First, what the "experts" and "pundits" have to say:
Baseball America: At 6-foot-1, 180 pounds, Arroyo has surprising pop and grades out as a solid-average hitter if not a tick better. He wants to play shortstop and has excellent hands, a quick release and instincts that allow him to make all the routine plays and some spectacular ones. Still, few scouts see him as a shortstop in the big leagues. Those who don’t think he can catch see him as a tweener, not quick enough for second and not powerful enough for third base. Arroyo is a Florida recruit.
Keith Law (ESPN): “There’s likely more power in his bat if he can stay back instead of drifting over his front side. He has good arm strength but is a below-average runner and doesn’t have the footwork to stay at shortstop; he could move to second base or even behind the plate.”
Baseball America rated Arroyo as the 102nd best prospect available when the Giants picked at 25. If you believe BA's word is gospel, then this pick was a colossal reach of the Al Davis variety. But once more, unlike football, where prospects are evaluated all day long every Saturday in millions of home across the nation, few people other than those in the know have the slightest clue as to who these baseball chaps even are anyway. Most pundits called Joe Panik a reach, and he's hitting .280 with a .370 OBP for Double-A right now. Twenty-four other teams passed on Mike Trout, who was selected in the same slot (25th) as Arroyo. No, that does not mean Arroyo is a phenom like Trout; it just means we can't judge this pick until Arroyo has been given time to develop and shows what he can do.

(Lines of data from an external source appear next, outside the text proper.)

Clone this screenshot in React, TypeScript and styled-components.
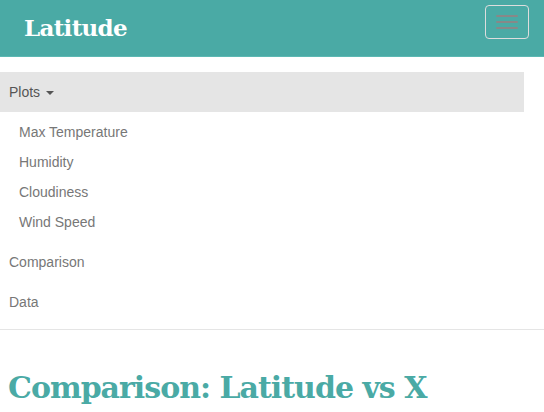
import React from "react";
import styled, { createGlobalStyle } from "styled-components";

const Global = createGlobalStyle`
  html, body { margin: 0; padding: 0; background: #fff; }
  body { font-family: "Liberation Sans", Arial, sans-serif; font-size: 14px; line-height: 20px; color: #333; }
  * { box-sizing: border-box; }
`;

const Header = styled.header`
  height: 57px;
  background: #4aaaa5;
  border-bottom: 1px solid #5cb8b3;
  display: flex;
  align-items: flex-start;
  justify-content: space-between;
  padding: 0 15px 0 24px;
`;

const Brand = styled.a`
  font-family: "DejaVu Serif", Georgia, serif;
  font-weight: bold;
  font-size: 23px;
  line-height: 24px;
  color: #fff;
  margin-top: 16px;
  text-decoration: none;
  letter-spacing: -0.7px;
`;

const Toggle = styled.button`
  margin-top: 5px;
  width: 44px;
  height: 34px;
  border: 1px solid #ddd;
  border-radius: 4px;
  background: transparent;
  display: flex;
  flex-direction: column;
  align-items: center;
  justify-content: center;
  gap: 4px;
  padding: 0;
`;

const Bar = styled.span`
  display: block;
  width: 22px;
  height: 2px;
  background: #888;
  border-radius: 1px;
`;

const Nav = styled.ul`
  list-style: none;
  margin: 15px 20px 7px 0;
  padding: 0;
`;

const NavLink = styled.a<{ $open?: boolean }>`
  display: block;
  padding: 10px 9px;
  line-height: 20px;
  color: ${(p) => (p.$open ? "#555" : "#777")};
  background: ${(p) => (p.$open ? "#e5e5e5" : "transparent")};
  text-decoration: none;
`;

const Caret = styled.span`
  display: inline-block;
  width: 0;
  height: 0;
  margin-left: 6px;
  vertical-align: middle;
  border-top: 4px solid #555;
  border-left: 4px solid transparent;
  border-right: 4px solid transparent;
`;

const SubMenu = styled.ul`
  list-style: none;
  margin: 0;
  padding: 5px 0;
`;

const SubLink = styled.a`
  display: block;
  padding: 5px 15px 5px 19px;
  line-height: 20px;
  color: #777;
  text-decoration: none;
`;

const Rule = styled.hr`
  margin: 0;
  border: 0;
  border-top: 1px solid #e5e5e5;
`;

const Title = styled.h1`
  margin: 38px 0 0 8px;
  font-family: "DejaVu Serif", Georgia, serif;
  font-weight: bold;
  font-size: 30px;
  line-height: 40px;
  color: #4aaaa5;
  letter-spacing: -1px;
`;

export default function App() {
  return (
    <>
      <Global />
      <Header>
        <Brand href="#">Latitude</Brand>
        <Toggle aria-label="Toggle navigation">
          <Bar />
          <Bar />
          <Bar />
        </Toggle>
      </Header>
      <Nav>
        <li>
          <NavLink href="#" $open>
            Plots<Caret />
          </NavLink>
          <SubMenu>
            {["Max Temperature", "Humidity", "Cloudiness", "Wind Speed"].map((t) => (
              <li key={t}>
                <SubLink href="#">{t}</SubLink>
              </li>
            ))}
          </SubMenu>
        </li>
        <li>
          <NavLink href="#">Comparison</NavLink>
        </li>
        <li>
          <NavLink href="#">Data</NavLink>
        </li>
      </Nav>
      <Rule />
      <Title>Comparison: Latitude vs X</Title>
    </>
  );
}
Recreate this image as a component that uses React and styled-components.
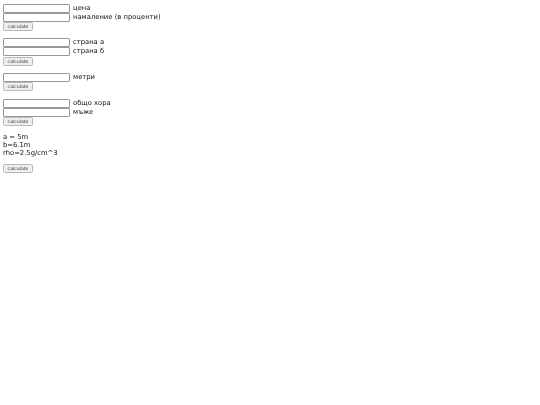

Unlike football, where players declare for the draft and almost almost always sign their rookie contracts thanks to a new and sobering CBA, baseball players can be drafted as young as high school, and they can decline the offer by the team that drafted them and opt to attend college, usually in the hopes of improving their draft status. Since Arroyo was projected to go much later in the draft, it's unlikely he'd "hold out" for four more years and get drafted by another team any higher than 25th. In fact, it's more likely his stock could slip and he would be drafted where most analysts projected him to go. Arroyo is wickedly smart. He will finish high school with 4.4 GPA, and although he's committed to play college ball at Florida, he asserted that he would sign with the Giants "for the right cost." The Giants seem confident that they can get a deal done. Arroyo knows this is a real opportunity for him.
Is it even worth the time to form an opinion of this pick then, given how long it will take for it to pay dividends? It's a blog, so why the hell not...
The last offensive player who played shortstop that the Giants drafted and converted to catcher was Buster Posey. Arroyo wants to play shortstop. In order to get him to sign, the Giants are insisting that they see him at shortstop. But the value that Brandon Crawford brings with his youth, glove, team-friendly deal, and emerging offensive prowess, suggests that he could be a staple at short for a long time. Posey, on the other hand, will eventually move to first base to prolong his career since players take a beating behind the plate. The Sanchezes, Quirozes, Whitesides, and Stewarts of the world will not suffice as everyday options behind the dish going forward. The Giants traded away Tommy Joseph in the Hunter Pence deal, and while they still have a few quality backstops in their system, they rated none at the top of their board when they picked in the first round. Despite what the team is saying, I surmise the plan is to develop Arroyo as a catcher to eventually replace Posey. He already has the physical tools to do so, and he could offer plus hitting to avoid being the black hole in the lineup that the other guys have been.
But why pick a player ranked 102nd so early? Well, he hit .524/.580/1.019 in high school, and he was the tournament MVP for USA Baseball's 18-under team. Giants VP of scouting John Barr said that the team had been following Arroyo since last year, and that they see him as a middle-infielder. Other than Panik, there is no legitimate offense at either second or shortstop in the farm system, and there hasn't been for awhile, Crawford's recent surge (in the big leagues, no less) notwithstanding. The team needs depth there. I only wish they had a better track record of developing bats like St. Louis does. That hasn't stopped them from selecting position players in the first round, and baseball teams rarely ever draft on need. The Giants have a heathy crop of young arms in the low minors right now, and they seem to be compiling position players in the hopes of balancing out their farm system. They've always been big on the best-player-available approach, and they saw something in Arroyo to make him the 25th overall pick.
Baseball America says "few scouts see (Arroyo) as a shortstop in the big leagues. Those who don't think he can catch see him as a tweener, not quick enough for second and not powerful enough for third base." The Giants have proven they know how to develop catchers. If Arroyo's power develops, he could be the guy to replace Sandoval at third if Pablo doesn't prove to the brass that he deserves a long-term deal. I still think Arroyo's path is likely leading him behind the plate, but there's always the chance that the Giants truly believe he can stick at second base or short, like they say. Regardless, they believe they have added value to the organization, wherever Arroyo ends up playing.